Just a small trip back to the early 90’s. As silly as it seems, not much has changed. Well, maybe the background music but definitely not the sentiment.
We live in a society that wants everything now. The faster, the better. We want things yesterday, not in ten minutes. This includes our food, our entertainment, and even our healing.
We want to be better now! We want to take a pill, have it all go away (whatever our IT is), and go on with our lives. Period.
Acupuncture and herbs don’t work that way. (Sorry to bust your bubbles.)
This is (unfortunately) a scenario that sometimes happens here at the clinic:
People come, wanting to try acupuncture. They are excited, it is something new; (or maybe they are nervous because it is something new.) They exclaim they have tried everything else and nothing has worked. Acupuncture is their last hope. They are hedging all of their bets on this.
And then it happens: three, five, seven treatments and their “issues” have not resolved yet. Or maybe there is change but other things are changing, not the issue they came for.
There is frustration, disappointment.
They ask “How long will this take? When can I stop coming?”
We encourage; we know it can be a long process.
They are disillusioned, don’t understand; they want it “now”.
They quit coming, they don’t show up for an appointment, they quit taking their herbs. They jump to another treatment strategy that is going to be “the one.” This time something will work, and fast. It is the best new thing.
You can’t blame them, we all want instant fixes. We live in a society that tells us this is justified, no matter what the topic. We don’t have staying power or follow-through when it gets hard because we are told we don’t need it.
People expect Oriental Medicine to work like Western medicine. And it doesn’t. Oriental Medicine is a whole body approach rather than isolating a symptom or an issue. While Western medicine narrows down, Oriental Medicine broadens. Neither are better or worse, they just work differently; you can’t apply the rules of one to the practice of the other.
It is important to have a clear idea of what to expect when deciding to begin a course of treatment.
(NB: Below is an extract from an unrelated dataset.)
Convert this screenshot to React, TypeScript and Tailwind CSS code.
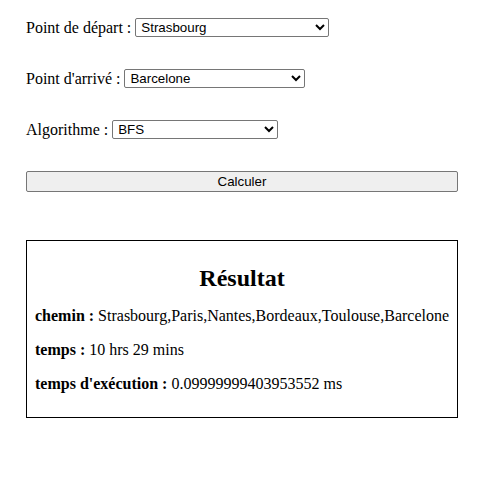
import React from "react";

const SELECT_CLS =
  "h-[19px] bg-white border border-[#767676] rounded-[2px] pl-[1px] text-[13.33px] text-black font-['Liberation_Sans',Arial,sans-serif]";

function Field({ label, value, width }: { label: string; value: string; width: string }) {
  return (
    <div className="flex items-center h-[19px] gap-[4px]">
      <span className="leading-[19px]">{label}</span>
      <select className={`${SELECT_CLS} ${width}`} defaultValue={value}>
        <option>{value}</option>
      </select>
    </div>
  );
}

export default function App() {
  return (
    <div className="min-h-[493px] bg-white text-black text-[16px] font-['Liberation_Serif','Times_New_Roman',serif]">
      <div className="ml-[26px] w-[432px] pt-[18px] flex flex-col">
        <div className="flex flex-col gap-[32px]">
          <Field label="Point de départ :" value="Strasbourg" width="w-[194px]" />
          <Field label="Point d'arrivé :" value="Barcelone" width="w-[181px]" />
          <Field label="Algorithme :" value="BFS" width="w-[166px]" />
          <button className="h-[21px] w-full bg-[#efefef] border border-[#767676] rounded-[2px] text-[13.33px] font-['Liberation_Sans',Arial,sans-serif]">
            Calculer
          </button>
        </div>

        <div className="mt-[48px] border border-black px-[8px] pt-[23px] pb-[24px]">
          <h2 className="text-center text-[24px] font-bold leading-[28px]">Résultat</h2>
          <div className="mt-[15px] flex flex-col gap-[16px] leading-[18px] whitespace-nowrap">
            <p>
              <b>chemin :</b> Strasbourg,Paris,Nantes,Bordeaux,Toulouse,Barcelone
            </p>
            <p>
              <b>temps :</b> 10 hrs 29 mins
            </p>
            <p>
              <b>temps d'exécution :</b> 0.09999999403953552 ms
            </p>
          </div>
        </div>
      </div>
    </div>
  );
}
Rome was not built in a day and the issue you are seeking help for did not materialize over night.
This can be deceiving; it may look like a symptom suddenly broke out but what were the energetic factors and conditions that contributed to it being able to appear at all? How long were these present? How long has the qi been stagnant and not circulating? This is the place that Oriental Medicine attempts to address.
This means that results are gradual. Acute conditions may have relief in a couple of months; chronic conditions may take years. The process is gentle, energetic, and transformative; and not instant.
The process involves taking a look at what habits you have that contribute to the condition and changing them; which can mean lots of self-examination. It also means sticking through when it gets hard. As with any transformation, you have to stay long enough to see the magic; and there is always that dark moment where we are asked if we want to turn back or if we want to keep going.
The beautiful thing about Oriental Medicine is it focuses on body balancing; simultaneously you are affecting areas and issues you weren’t even working on. It is fun to see patients who come in for a session saying something that plagued them for years is suddenly gone, something they did not even think was worth mentioning in the intake; something the practitioner did not even know about.
For those who are patient and have staying power, amazing things can happen. You just have to hang in there, keep putting one foot in front of the other.
And the thing is, when you keep going, eventually does turn into now.